Google searches will help you find racists in your area
Wonder where all the racists are? Try using Google. That’s what data analyst Seth Stephens-Davidowitz did. Davidowitz used the search engine to see if “racial animus” or racism cost President Obama votes in the last election. In addition to looking at data to see how various areas had voted, he measure racism in those voting blocks by using Google searches on the world “n-----” which he calls “the paradigmatic slur.”
Stephens-Davidowitz goes on to define a "racially charged area" as "the percent of Google searches, from 2004- 2007, that included the word 'n-----' or 'n-----s.' ... The epithet is searched for with some frequency on Google. From 2004-2007, the word 'n-----(s)' was included in roughly the same number of Google searches as words and phrases such as 'migraine(s),' 'economist,' 'sweater,' 'Daily Show,' and 'Lakers.' The most common searches that include the epithet, such as 'n-----' jokes' and 'I hate n-----s',' return websites with derogatory material about African-Americans. From 2004-2007, the searches were most popular in West Virginia; upstate New York; rural Illinois; eastern Ohio; southern Mississippi; western Pennsylvania; and southern Oklahoma."

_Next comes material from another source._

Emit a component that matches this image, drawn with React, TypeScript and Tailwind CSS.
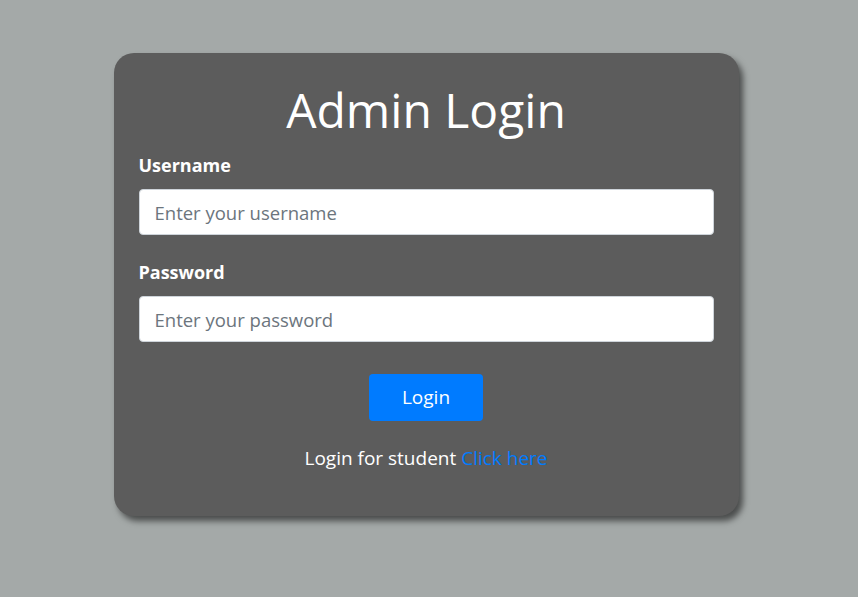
export default function App() {
  return (
    <div className="min-h-screen w-full bg-[#a4a9a8] flex justify-center pt-[53px] pr-[6px] font-['Open_Sans',sans-serif]">
      <div className="w-[625px] h-[463px] bg-[#5c5c5c] rounded-[20px] shadow-[4px_5px_6px_rgba(0,0,0,0.55)] px-[25px] pt-[22px] text-white">
        <h1 className="text-center text-[48px] leading-[70px] font-normal">Admin Login</h1>
        <div className="mt-[8px]">
          <label className="block text-[18px] font-bold leading-[24px]">Username</label>
          <input
            type="text"
            placeholder="Enter your username"
            className="mt-[12px] w-full h-[46px] bg-white rounded-[4px] border border-[#ced4da] px-[15px] text-[18.5px] text-[#495057] placeholder:text-[#6c757d] outline-none"
          />
        </div>
        <div className="mt-[25px]">
          <label className="block text-[18px] font-bold leading-[24px]">Password</label>
          <input
            type="password"
            placeholder="Enter your password"
            className="mt-[12px] w-full h-[46px] bg-white rounded-[4px] border border-[#ced4da] px-[15px] text-[18.5px] text-[#495057] placeholder:text-[#6c757d] outline-none"
          />
        </div>
        <div className="flex justify-center mt-[32px]">
          <button className="w-[114px] h-[47px] bg-[#007bff] rounded-[4px] text-[19px] text-white">Login</button>
        </div>
        <p className="text-center text-[19px] mt-[22px] leading-[30px]">
          Login for student <a href="#" className="text-[#007bff]">Click here</a>
        </p>
      </div>
    </div>
  )
}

He makes a point to differentiate for non-racist uses of the word by controlling "search rates for 'African American,' 'nigga,' (the alternate spelling used in nearly all rap songs that include the word), and profane language."
What Stephens-Davidowitz ultimately discovered was that racism contributed to a 4% loss of votes in the 2008 and 2012 presidential elections. He reached this by conclusion by determing that the higher the frequency in searches for the n-word in an area, the more likely it was that Obama lost votes in that area despite accounting for socio-economic factor and voting history. Stephens-Davidowitz’s work was published in the Journal of Public Economics in 2014.
Even more interesting is that Stephens-Davidowitz was used by biostatistician David Chae of University of Maryland and a team of researchers to understand the correlation between regional racism and its affect on higher than average instances of black mortality. Published last month in PLoS One, Chae and his team studied 196 “designated market areas" defined by Nielsen Media Research and looked at Google searches for the racist explitive in those areas. They write: "DMAs characterized by a one standard deviation greater level of area racism were associated with an 8.2% increase in the all-cause Black mortality rate, equivalent to over 30,000 deaths annually. The magnitude of this effect was attenuated to 5.7% after adjustment for DMA-level demographic and Black socioeconomic covariates."
They found higher rates of racism were found in the rural Northeast and South of the U.S., and that in mortality rates for blacks over the age of 25 from stress-related conditions, there was also a link between higher rates of death and racism.